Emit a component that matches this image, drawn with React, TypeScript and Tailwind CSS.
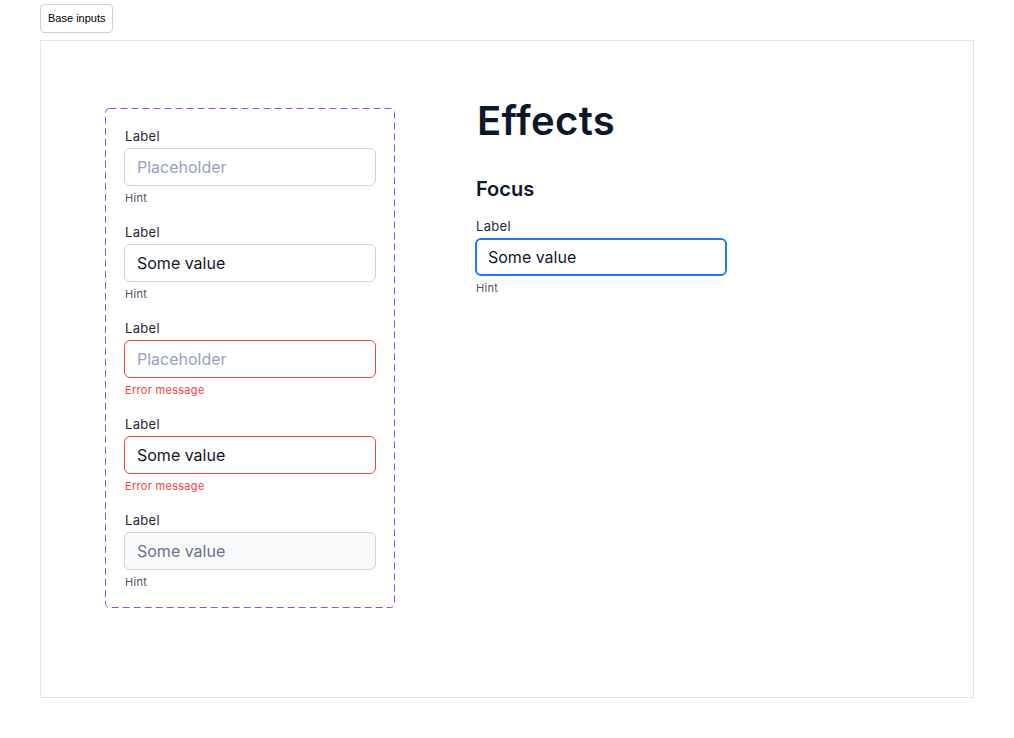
import React from 'react';
import clsx from 'clsx';

type FieldState = 'default' | 'error' | 'disabled' | 'focus';

interface FieldProps {
  value?: string;
  placeholder?: string;
  state?: FieldState;
  message: string;
}

const Field: React.FC<FieldProps> = ({ value, placeholder, state = 'default', message }) => {
  const isError = state === 'error';
  return (
    <div className="flex flex-col">
      <label className="pl-[1px] text-[13px] leading-[18px] tracking-[0.3px] text-[#1e293b] mb-[3px]">Label</label>
      <div
        className={clsx(
          'h-[38px] w-[252px] rounded-[6px] flex items-center',
          state === 'focus' ? 'border-2 border-[#2478f0] pl-[11px]' : 'border pl-[12px]',
          state === 'default' && 'border-[#cbd5e1] bg-white',
          isError && 'border-[#ef4444] bg-white',
          state === 'disabled' && 'border-[#cbd5e1] bg-[#f8fafc]'
        )}
      >
        <span
          className={clsx(
            'text-[16px] leading-5',
            !value && 'text-[#94a3b8]',
            value && state === 'disabled' && 'text-[#64748b]',
            value && state !== 'disabled' && 'text-[#0f172a]'
          )}
        >
          {value || placeholder}
        </span>
      </div>
      <span
        className={clsx(
          'pl-[1px] text-[11px] leading-[14px] tracking-[0.3px] mt-[5px]',
          isError ? 'text-[#ef4444]' : 'text-[#475569]'
        )}
      >
        {message}
      </span>
    </div>
  );
};

const App: React.FC = () => {
  return (
    <div className="min-h-screen bg-white px-[40px] pt-[4px]" style={{ fontFamily: 'Inter, "Noto Sans", sans-serif' }}>
      <button
        className="h-[29px] px-[7px] border border-[#cfcfcf] rounded-[4px] bg-white text-[11px] text-black"
        style={{ fontFamily: '"Liberation Sans", Arial, sans-serif' }}
      >
        Base inputs
      </button>
      <div className="mt-[7px] w-[934px] h-[658px] border border-[#e5e5e5] pl-[64px] pt-[67px] flex gap-[80px]">
        {/* dashed frame drawn as svg so the dash length matches */}
        <div className="relative w-[290px] h-[500px] p-[19px] flex flex-col gap-[18px]">
          <svg className="absolute inset-0 pointer-events-none" width="290" height="500">
            <rect x="0.5" y="0.5" width="289" height="499" rx="4" fill="none" stroke="#9747ff" strokeWidth="1" strokeDasharray="7 4" />
          </svg>
          <Field placeholder="Placeholder" message="Hint" />
          <Field value="Some value" message="Hint" />
          <Field placeholder="Placeholder" state="error" message="Error message" />
          <Field value="Some value" state="error" message="Error message" />
          <Field value="Some value" state="disabled" message="Hint" />
        </div>
        <div className="flex flex-col">
          <h1 className="mt-[-11px] ml-[2px] text-[40px] leading-[48px] font-semibold text-[#0f172a] tracking-[0.4px]">Effects</h1>
          <h2 className="mt-[30px] ml-[1px] text-[20px] leading-[28px] font-semibold text-[#0f172a]">Focus</h2>
          <div className="mt-[14px]">
            <Field value="Some value" state="focus" message="Hint" />
          </div>
        </div>
      </div>
    </div>
  );
};

export default App;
#####
◆ Given problem: Every line above should be returned exactly; the pictures stay out.

◆ Response to the exercise:
Emit a component that matches this image, drawn with React, TypeScript and Tailwind CSS.
import React from 'react';
import clsx from 'clsx';

type FieldState = 'default' | 'error' | 'disabled' | 'focus';

interface FieldProps {
  value?: string;
  placeholder?: string;
  state?: FieldState;
  message: string;
}

const Field: React.FC<FieldProps> = ({ value, placeholder, state = 'default', message }) => {
  const isError = state === 'error';
  return (
    <div className="flex flex-col">
      <label className="pl-[1px] text-[13px] leading-[18px] tracking-[0.3px] text-[#1e293b] mb-[3px]">Label</label>
      <div
        className={clsx(
          'h-[38px] w-[252px] rounded-[6px] flex items-center',
          state === 'focus' ? 'border-2 border-[#2478f0] pl-[11px]' : 'border pl-[12px]',
          state === 'default' && 'border-[#cbd5e1] bg-white',
          isError && 'border-[#ef4444] bg-white',
          state === 'disabled' && 'border-[#cbd5e1] bg-[#f8fafc]'
        )}
      >
        <span
          className={clsx(
            'text-[16px] leading-5',
            !value && 'text-[#94a3b8]',
            value && state === 'disabled' && 'text-[#64748b]',
            value && state !== 'disabled' && 'text-[#0f172a]'
          )}
        >
          {value || placeholder}
        </span>
      </div>
      <span
        className={clsx(
          'pl-[1px] text-[11px] leading-[14px] tracking-[0.3px] mt-[5px]',
          isError ? 'text-[#ef4444]' : 'text-[#475569]'
        )}
      >
        {message}
      </span>
    </div>
  );
};

const App: React.FC = () => {
  return (
    <div className="min-h-screen bg-white px-[40px] pt-[4px]" style={{ fontFamily: 'Inter, "Noto Sans", sans-serif' }}>
      <button
        className="h-[29px] px-[7px] border border-[#cfcfcf] rounded-[4px] bg-white text-[11px] text-black"
        style={{ fontFamily: '"Liberation Sans", Arial, sans-serif' }}
      >
        Base inputs
      </button>
      <div className="mt-[7px] w-[934px] h-[658px] border border-[#e5e5e5] pl-[64px] pt-[67px] flex gap-[80px]">
        {/* dashed frame drawn as svg so the dash length matches */}
        <div className="relative w-[290px] h-[500px] p-[19px] flex flex-col gap-[18px]">
          <svg className="absolute inset-0 pointer-events-none" width="290" height="500">
            <rect x="0.5" y="0.5" width="289" height="499" rx="4" fill="none" stroke="#9747ff" strokeWidth="1" strokeDasharray="7 4" />
          </svg>
          <Field placeholder="Placeholder" message="Hint" />
          <Field value="Some value" message="Hint" />
          <Field placeholder="Placeholder" state="error" message="Error message" />
          <Field value="Some value" state="error" message="Error message" />
          <Field value="Some value" state="disabled" message="Hint" />
        </div>
        <div className="flex flex-col">
          <h1 className="mt-[-11px] ml-[2px] text-[40px] leading-[48px] font-semibold text-[#0f172a] tracking-[0.4px]">Effects</h1>
          <h2 className="mt-[30px] ml-[1px] text-[20px] leading-[28px] font-semibold text-[#0f172a]">Focus</h2>
          <div className="mt-[14px]">
            <Field value="Some value" state="focus" message="Hint" />
          </div>
        </div>
      </div>
    </div>
  );
};

export default App;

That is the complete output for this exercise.